═════ Available data
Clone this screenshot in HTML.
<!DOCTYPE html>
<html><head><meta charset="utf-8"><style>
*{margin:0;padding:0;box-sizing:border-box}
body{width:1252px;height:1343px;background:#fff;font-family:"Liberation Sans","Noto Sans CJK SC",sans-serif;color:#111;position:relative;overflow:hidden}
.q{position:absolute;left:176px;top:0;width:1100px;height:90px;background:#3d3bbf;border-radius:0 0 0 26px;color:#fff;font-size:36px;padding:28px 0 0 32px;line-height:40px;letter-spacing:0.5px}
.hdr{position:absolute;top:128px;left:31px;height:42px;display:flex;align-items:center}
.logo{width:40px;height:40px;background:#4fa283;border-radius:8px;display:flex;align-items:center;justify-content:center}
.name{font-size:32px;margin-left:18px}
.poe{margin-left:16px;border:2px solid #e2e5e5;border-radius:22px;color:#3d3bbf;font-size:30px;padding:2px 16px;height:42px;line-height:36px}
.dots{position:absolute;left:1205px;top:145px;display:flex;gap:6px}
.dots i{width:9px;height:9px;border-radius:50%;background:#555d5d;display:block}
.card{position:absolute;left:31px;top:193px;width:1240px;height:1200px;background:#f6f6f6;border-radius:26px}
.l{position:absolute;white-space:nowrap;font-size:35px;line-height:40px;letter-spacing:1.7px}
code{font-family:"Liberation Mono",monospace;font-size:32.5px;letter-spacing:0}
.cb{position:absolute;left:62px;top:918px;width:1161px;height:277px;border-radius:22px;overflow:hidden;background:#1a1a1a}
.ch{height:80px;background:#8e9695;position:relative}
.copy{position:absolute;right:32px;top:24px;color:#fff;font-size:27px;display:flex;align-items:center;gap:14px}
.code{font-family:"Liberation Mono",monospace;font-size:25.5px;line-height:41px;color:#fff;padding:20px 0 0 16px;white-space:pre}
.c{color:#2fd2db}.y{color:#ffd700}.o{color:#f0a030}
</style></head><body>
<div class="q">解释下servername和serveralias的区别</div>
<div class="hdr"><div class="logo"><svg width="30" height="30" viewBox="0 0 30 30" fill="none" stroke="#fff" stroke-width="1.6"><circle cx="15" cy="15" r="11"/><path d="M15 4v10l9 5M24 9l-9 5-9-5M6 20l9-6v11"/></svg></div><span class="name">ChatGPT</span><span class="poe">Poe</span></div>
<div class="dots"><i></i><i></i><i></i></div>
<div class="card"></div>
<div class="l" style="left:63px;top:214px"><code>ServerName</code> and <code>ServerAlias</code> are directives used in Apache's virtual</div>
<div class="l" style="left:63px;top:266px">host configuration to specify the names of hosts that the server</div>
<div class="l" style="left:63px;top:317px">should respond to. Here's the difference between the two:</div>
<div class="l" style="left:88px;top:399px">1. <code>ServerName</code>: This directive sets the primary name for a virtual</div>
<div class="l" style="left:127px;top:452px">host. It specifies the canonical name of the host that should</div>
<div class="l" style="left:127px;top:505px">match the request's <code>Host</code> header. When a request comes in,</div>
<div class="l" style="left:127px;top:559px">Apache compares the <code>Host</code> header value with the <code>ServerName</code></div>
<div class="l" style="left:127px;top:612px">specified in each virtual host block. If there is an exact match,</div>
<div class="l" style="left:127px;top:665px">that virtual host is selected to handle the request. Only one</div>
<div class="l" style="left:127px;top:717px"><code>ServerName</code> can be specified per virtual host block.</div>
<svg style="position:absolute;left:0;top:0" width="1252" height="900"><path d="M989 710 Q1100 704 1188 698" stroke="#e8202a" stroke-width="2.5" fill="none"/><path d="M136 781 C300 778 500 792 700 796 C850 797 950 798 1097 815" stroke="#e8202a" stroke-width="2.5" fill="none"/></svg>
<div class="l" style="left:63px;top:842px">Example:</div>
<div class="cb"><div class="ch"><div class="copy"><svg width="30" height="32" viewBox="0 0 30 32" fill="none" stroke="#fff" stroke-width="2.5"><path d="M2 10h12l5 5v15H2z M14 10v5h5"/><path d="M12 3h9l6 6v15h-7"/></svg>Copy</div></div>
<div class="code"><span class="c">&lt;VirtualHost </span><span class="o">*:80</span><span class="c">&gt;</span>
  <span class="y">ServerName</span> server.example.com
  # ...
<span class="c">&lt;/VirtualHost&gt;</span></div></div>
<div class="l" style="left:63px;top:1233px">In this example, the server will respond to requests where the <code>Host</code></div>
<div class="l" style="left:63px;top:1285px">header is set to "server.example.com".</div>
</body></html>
══════════
Stated goal =>
Return the lines above exactly, keeping every word.

Output for this task =>
Clone this screenshot in HTML.
<!DOCTYPE html>
<html><head><meta charset="utf-8"><style>
*{margin:0;padding:0;box-sizing:border-box}
body{width:1252px;height:1343px;background:#fff;font-family:"Liberation Sans","Noto Sans CJK SC",sans-serif;color:#111;position:relative;overflow:hidden}
.q{position:absolute;left:176px;top:0;width:1100px;height:90px;background:#3d3bbf;border-radius:0 0 0 26px;color:#fff;font-size:36px;padding:28px 0 0 32px;line-height:40px;letter-spacing:0.5px}
.hdr{position:absolute;top:128px;left:31px;height:42px;display:flex;align-items:center}
.logo{width:40px;height:40px;background:#4fa283;border-radius:8px;display:flex;align-items:center;justify-content:center}
.name{font-size:32px;margin-left:18px}
.poe{margin-left:16px;border:2px solid #e2e5e5;border-radius:22px;color:#3d3bbf;font-size:30px;padding:2px 16px;height:42px;line-height:36px}
.dots{position:absolute;left:1205px;top:145px;display:flex;gap:6px}
.dots i{width:9px;height:9px;border-radius:50%;background:#555d5d;display:block}
.card{position:absolute;left:31px;top:193px;width:1240px;height:1200px;background:#f6f6f6;border-radius:26px}
.l{position:absolute;white-space:nowrap;font-size:35px;line-height:40px;letter-spacing:1.7px}
code{font-family:"Liberation Mono",monospace;font-size:32.5px;letter-spacing:0}
.cb{position:absolute;left:62px;top:918px;width:1161px;height:277px;border-radius:22px;overflow:hidden;background:#1a1a1a}
.ch{height:80px;background:#8e9695;position:relative}
.copy{position:absolute;right:32px;top:24px;color:#fff;font-size:27px;display:flex;align-items:center;gap:14px}
.code{font-family:"Liberation Mono",monospace;font-size:25.5px;line-height:41px;color:#fff;padding:20px 0 0 16px;white-space:pre}
.c{color:#2fd2db}.y{color:#ffd700}.o{color:#f0a030}
</style></head><body>
<div class="q">解释下servername和serveralias的区别</div>
<div class="hdr"><div class="logo"><svg width="30" height="30" viewBox="0 0 30 30" fill="none" stroke="#fff" stroke-width="1.6"><circle cx="15" cy="15" r="11"/><path d="M15 4v10l9 5M24 9l-9 5-9-5M6 20l9-6v11"/></svg></div><span class="name">ChatGPT</span><span class="poe">Poe</span></div>
<div class="dots"><i></i><i></i><i></i></div>
<div class="card"></div>
<div class="l" style="left:63px;top:214px"><code>ServerName</code> and <code>ServerAlias</code> are directives used in Apache's virtual</div>
<div class="l" style="left:63px;top:266px">host configuration to specify the names of hosts that the server</div>
<div class="l" style="left:63px;top:317px">should respond to. Here's the difference between the two:</div>
<div class="l" style="left:88px;top:399px">1. <code>ServerName</code>: This directive sets the primary name for a virtual</div>
<div class="l" style="left:127px;top:452px">host. It specifies the canonical name of the host that should</div>
<div class="l" style="left:127px;top:505px">match the request's <code>Host</code> header. When a request comes in,</div>
<div class="l" style="left:127px;top:559px">Apache compares the <code>Host</code> header value with the <code>ServerName</code></div>
<div class="l" style="left:127px;top:612px">specified in each virtual host block. If there is an exact match,</div>
<div class="l" style="left:127px;top:665px">that virtual host is selected to handle the request. Only one</div>
<div class="l" style="left:127px;top:717px"><code>ServerName</code> can be specified per virtual host block.</div>
<svg style="position:absolute;left:0;top:0" width="1252" height="900"><path d="M989 710 Q1100 704 1188 698" stroke="#e8202a" stroke-width="2.5" fill="none"/><path d="M136 781 C300 778 500 792 700 796 C850 797 950 798 1097 815" stroke="#e8202a" stroke-width="2.5" fill="none"/></svg>
<div class="l" style="left:63px;top:842px">Example:</div>
<div class="cb"><div class="ch"><div class="copy"><svg width="30" height="32" viewBox="0 0 30 32" fill="none" stroke="#fff" stroke-width="2.5"><path d="M2 10h12l5 5v15H2z M14 10v5h5"/><path d="M12 3h9l6 6v15h-7"/></svg>Copy</div></div>
<div class="code"><span class="c">&lt;VirtualHost </span><span class="o">*:80</span><span class="c">&gt;</span>
  <span class="y">ServerName</span> server.example.com
  # ...
<span class="c">&lt;/VirtualHost&gt;</span></div></div>
<div class="l" style="left:63px;top:1233px">In this example, the server will respond to requests where the <code>Host</code></div>
<div class="l" style="left:63px;top:1285px">header is set to "server.example.com".</div>
</body></html>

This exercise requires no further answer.